In what way does life in the UK inform or inspire your work? It’s the diversity of the landscape and its natural resources.

Seongyong Lee
A recent graduate of the Royal College of Art, Lee’s final year project ‘Plytube’ was inspired by standard cardboard tubing and their construction principles. Dzekciorius says the project ‘is an incredible innovation in both architectural material and furniture design, defining an entirely new language of joinery. The pieces are incredibly lightweight, but sacrifice nothing in strength. A fully functional stool from the series weighs a mere 820g. We are working closely with Seongyong on the development of Plytube as both material and furniture series.’
W*: What are you working on at the moment?
I am still working on the ‘Plytube’. I am also working on a chair and light.

W*: What is your dream project or commission?
I would like to design a bench for a public space.

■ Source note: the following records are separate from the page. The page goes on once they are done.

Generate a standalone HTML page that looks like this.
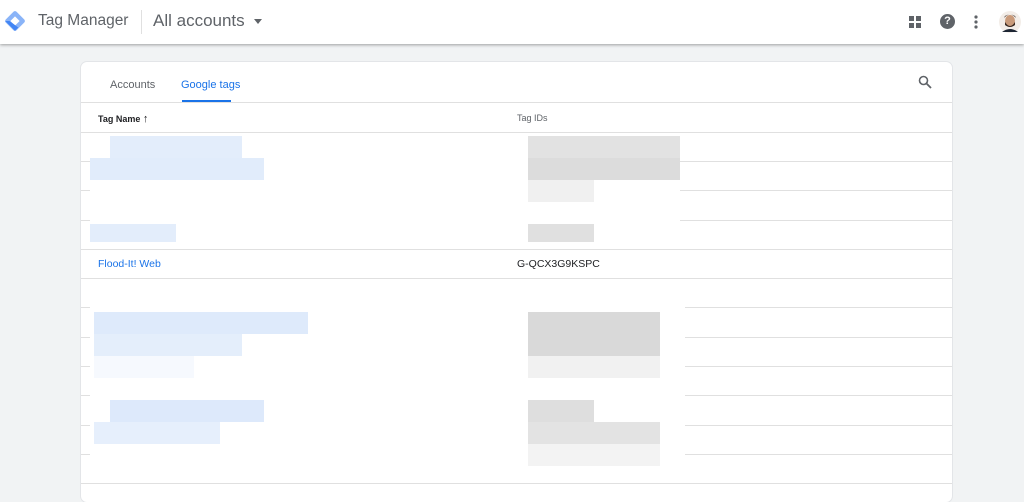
<!DOCTYPE html>
<html><head><style>
*{margin:0;padding:0;box-sizing:border-box}
body{width:1024px;height:488px;overflow:hidden;background:#f1f3f4;font-family:"Liberation Sans",Arial,sans-serif;position:relative}
.hdr{position:absolute;left:0;top:0;width:1024px;height:44px;background:#fff;box-shadow:0 1px 3px rgba(0,0,0,.35);z-index:2}
.card{position:absolute;left:81px;top:62px;width:871px;height:440px;background:#fff;border-radius:6px;box-shadow:0 0 0 1px #e3e5e8}
.a{position:absolute}
.line{position:absolute;left:0;width:871px;height:1px;background:#e0e0e0}
.b{position:absolute;background:#dbe8fb}
.g{position:absolute;background:#dcdcdc}
</style></head><body>
<div class="hdr">
<svg class="a" style="left:3px;top:9px" width="24" height="24" viewBox="0 0 22 22"><rect x="4" y="4" width="14" height="14" rx="2" transform="rotate(45 11 11)" fill="#8ab4f8"/><rect x="8" y="8" width="6" height="6" transform="rotate(45 11 11)" fill="#fff"/><path d="M2 11 L11 20 L14 17 L6 11Z" fill="#4285f4"/></svg>
<div class="a" style="left:38px;top:12px;font-size:15.5px;color:#5f6368">Tag Manager</div>
<div class="a" style="left:141px;top:10px;width:1px;height:24px;background:#e0e0e0"></div>
<div class="a" style="left:153px;top:11px;font-size:17px;color:#5f6368">All accounts</div>
<div class="a" style="left:254px;top:19px;border:4px solid transparent;border-top:5px solid #5f6368"></div>
<svg class="a" style="left:908px;top:15px" width="14" height="14"><rect x="1" y="1" width="5" height="5" fill="#5f6368"/><rect x="8" y="1" width="5" height="5" fill="#5f6368"/><rect x="1" y="8" width="5" height="5" fill="#5f6368"/><rect x="8" y="8" width="5" height="5" fill="#5f6368"/></svg>
<div class="a" style="left:940px;top:14px;width:15px;height:15px;border-radius:50%;background:#5f6368;color:#fff;font-size:11px;font-weight:bold;text-align:center;line-height:15px">?</div>
<svg class="a" style="left:973px;top:14px" width="6" height="16"><circle cx="3" cy="3" r="1.6" fill="#5f6368"/><circle cx="3" cy="8" r="1.6" fill="#5f6368"/><circle cx="3" cy="13" r="1.6" fill="#5f6368"/></svg>
<svg class="a" style="left:999px;top:10px" width="22" height="24"><circle cx="11" cy="12" r="11" fill="#f3ede8"/><ellipse cx="11" cy="11" rx="5" ry="6" fill="#c99a7a"/><path d="M5 8 Q11 1 17 8 L16 6 Q11 3 6 6Z" fill="#2b1d16"/><path d="M6 12 Q11 20 16 12 L16 15 Q11 19 6 15Z" fill="#3a2a22"/><path d="M3 22 Q11 16 19 22Z" fill="#1c2533"/></svg>
</div>
<div class="card">
<div class="a" style="left:29px;top:17px;font-size:11px;color:#5f6368">Accounts</div>
<div class="a" style="left:100px;top:17px;font-size:11px;color:#1a73e8">Google tags</div>
<div class="a" style="left:101px;top:38px;width:49px;height:2px;background:#1a73e8"></div>
<svg class="a" style="left:837px;top:13px" width="14" height="14"><circle cx="5.5" cy="5.5" r="4" stroke="#5f6368" stroke-width="1.6" fill="none"/><path d="M8.5 8.5L13 13" stroke="#5f6368" stroke-width="1.8"/></svg>
<div class="line" style="top:40px"></div>
<div class="a" style="left:17px;top:51px;font-size:9px;color:#202124;font-weight:bold">Tag Name <span style="font-weight:normal;font-size:11px">↑</span></div>
<div class="a" style="left:436px;top:51px;font-size:9px;color:#5f6368">Tag IDs</div>
<div class="line" style="top:70px"></div>
<div class="line" style="top:99px"></div>
<div class="line" style="top:128px"></div>
<div class="line" style="top:158px"></div>
<div class="line" style="top:187px"></div>
<div class="line" style="top:216px"></div>
<div class="line" style="top:245px"></div>
<div class="line" style="top:275px"></div>
<div class="line" style="top:304px"></div>
<div class="line" style="top:333px"></div>
<div class="line" style="top:363px"></div>
<div class="line" style="top:392px"></div>
<div class="line" style="top:421px"></div>
<div class="a" style="left:9px;top:73px;width:590px;height:110px;background:#fff"></div>
<div class="a" style="left:9px;top:220px;width:595px;height:190px;background:#fff"></div>
<div class="a" style="left:17px;top:196px;font-size:10.5px;color:#1a73e8">Flood-It! Web</div>
<div class="a" style="left:436px;top:196px;font-size:10.5px;color:#202124">G-QCX3G9KSPC</div>
<div class="b" style="left:29px;top:74px;width:132px;height:22px;background:#e3edfb"></div>
<div class="b" style="left:9px;top:96px;width:174px;height:22px;background:#e1ecfb"></div>
<div class="b" style="left:9px;top:162px;width:86px;height:18px;background:#e3edfb"></div>
<div class="g" style="left:447px;top:74px;width:152px;height:22px;background:#e2e2e2"></div>
<div class="g" style="left:447px;top:96px;width:152px;height:22px;background:#dcdcdc"></div>
<div class="g" style="left:447px;top:118px;width:66px;height:22px;background:#f0f0f0"></div>
<div class="g" style="left:447px;top:162px;width:66px;height:18px;background:#e0e0e0"></div>
<div class="b" style="left:13px;top:250px;width:214px;height:22px;background:#deeafb"></div>
<div class="b" style="left:13px;top:272px;width:148px;height:22px;background:#e4eefb"></div>
<div class="b" style="left:13px;top:294px;width:100px;height:22px;background:#f6f9fe"></div>
<div class="g" style="left:447px;top:250px;width:132px;height:44px;background:#d9d9d9"></div>
<div class="g" style="left:447px;top:294px;width:132px;height:22px;background:#f1f1f1"></div>
<div class="b" style="left:29px;top:338px;width:154px;height:22px;background:#dde9fb"></div>
<div class="b" style="left:13px;top:360px;width:126px;height:22px;background:#e6effc"></div>
<div class="g" style="left:447px;top:338px;width:66px;height:22px;background:#dedede"></div>
<div class="g" style="left:447px;top:360px;width:132px;height:22px;background:#e3e3e3"></div>
<div class="g" style="left:447px;top:382px;width:132px;height:22px;background:#f3f3f3"></div>
</div>
</body></html>
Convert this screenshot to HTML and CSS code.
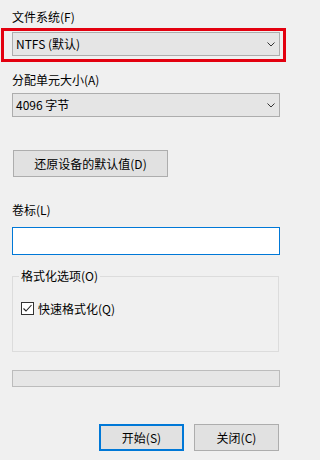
FILE: index.html
```html
<!DOCTYPE html>
<html lang="zh-CN">
<head>
<meta charset="utf-8">
<title>格式化</title>
<link rel="stylesheet" href="styles.css">
</head>
<body>
<div class="dlg">
  <div class="lbl l1">文件系统(F)</div>
  <div class="hl">
    <div class="combo">
      <span>NTFS (默认)</span>
      <svg class="chev" width="8" height="5" viewBox="0 0 8 5"><polyline points="0.5,0.5 4,4 7.5,0.5" fill="none" stroke="#333" stroke-width="1"/></svg>
    </div>
  </div>
  <div class="lbl l2">分配单元大小(A)</div>
  <div class="combo c2">
    <span>4096 字节</span>
    <svg class="chev" width="8" height="5" viewBox="0 0 8 5"><polyline points="0.5,0.5 4,4 7.5,0.5" fill="none" stroke="#333" stroke-width="1"/></svg>
  </div>
  <button class="btn restore">还原设备的默认值(D)</button>
  <div class="lbl l3">卷标(L)</div>
  <div class="input"></div>
  <fieldset class="group">
    <legend>格式化选项(O)</legend>
    <label class="chk">
      <span class="box"><svg width="11" height="11" viewBox="0 0 11 11"><polyline points="1.5,5.5 4,8 9.5,2" fill="none" stroke="#222" stroke-width="1.1"/></svg></span>
      <span>快速格式化(Q)</span>
    </label>
  </fieldset>
  <div class="progress"></div>
  <div class="actions">
    <button class="btn primary">开始(S)</button>
    <button class="btn">关闭(C)</button>
  </div>
</div>
</body>
</html>
```

FILE: styles.css
```css
html, body {
  margin: 0;
  padding: 0;
  background: #f0f0f0;
}
body {
  font-family: "Noto Sans CJK SC", "Noto Sans", sans-serif;
  font-size: 12px;
  color: #000;
}
.dlg {
  width: 268px;
  padding: 9px 0 0 12px;
  display: flex;
  flex-direction: column;
}
.lbl {
  line-height: 16px;
  height: 16px;
}
.l2 { margin-top: 16px; }
.l3 { margin-top: 25px; }
.hl {
  position: relative;
  margin-top: 7px;
}
.hl::after {
  content: "";
  position: absolute;
  left: -11px;
  top: -4px;
  right: -6px;
  bottom: -6px;
  border: 3px solid #e3000f;
  pointer-events: none;
}
.combo {
  box-sizing: border-box;
  height: 24px;
  background: #e5e5e5;
  border: 1px solid #adadad;
  display: flex;
  align-items: center;
  justify-content: space-between;
  padding: 0 4px 0 3px;
  line-height: 22px;
}
.combo .chev { margin-right: 0; }
.c2 { margin-top: 5px; }
.btn {
  box-sizing: border-box;
  font: inherit;
  color: #000;
  background: #e1e1e1;
  border: 1px solid #adadad;
  height: 27px;
  padding: 0;
  margin: 0;
  line-height: 25px;
}
.restore {
  width: 155px;
  margin: 33px 0 0 1px;
  align-self: flex-start;
}
.input {
  box-sizing: border-box;
  height: 28px;
  margin-top: 9px;
  background: #fff;
  border: 1px solid #0078d7;
}
.group {
  margin: 13px 1px 0 0;
  padding: 0 8px 35px 8px;
  border: 1px solid #dcdcdc;
  border-top-color: #dcdcdc;
  min-width: 0;
}
.group legend {
  padding: 0 2px;
  margin-left: -2px;
  line-height: 16px;
  color: #000;
}
.chk {
  display: flex;
  align-items: center;
  height: 16px;
  margin-top: 16px;
  gap: 4px;
}
.box {
  box-sizing: border-box;
  width: 13px;
  height: 13px;
  border: 1px solid #333;
  background: #fff;
  display: flex;
  align-items: center;
  justify-content: center;
}
.progress {
  box-sizing: border-box;
  height: 17px;
  margin-top: 18px;
  background: #e6e6e6;
  border: 1px solid #bcbcbc;
}
.actions {
  display: flex;
  justify-content: flex-end;
  gap: 10px;
  margin: 37px 1px 0 0;
}
.actions .btn { width: 85px; height: 27px; }
.primary {
  border: 2px solid #0078d7;
  line-height: 23px;
}
```
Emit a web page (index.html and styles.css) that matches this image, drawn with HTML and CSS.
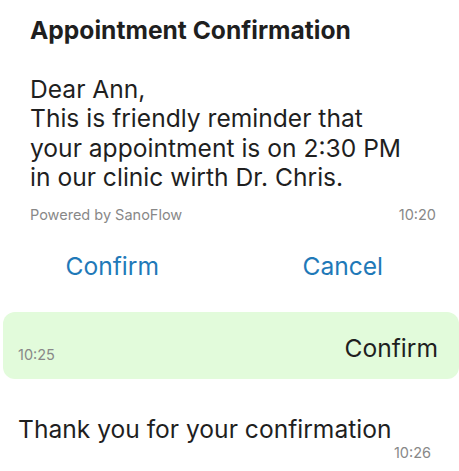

W*: What object do you most wish you had designed?
A very reliable and good looking ruler.

W*: What do you think will be the next big trend in design?
The simplification of manufacturing techniques combined with efficiencies of production that improve the quality of mass products. We’ve already seen some of this potential from Apple.

W*: Who would you most like to collaborate with and why?
I have a very high respect for master artisans and would love to work with them so that I can learn the history and craft, and add my own spin to the process.

W*: What is your favourite thing about the UK?
Watching children play or seriously absorb art pieces at a gallery.

W*: In what way does life in the UK inform or inspire your work?
Lots of students and young designers regard the UK as the land of opportunity. The people here seem to be always on the lookout for new or good works. There’s a culture here that nurtures artists and designers. This kind of open possibilities inspires me and lets me concentrate more creatively on my works.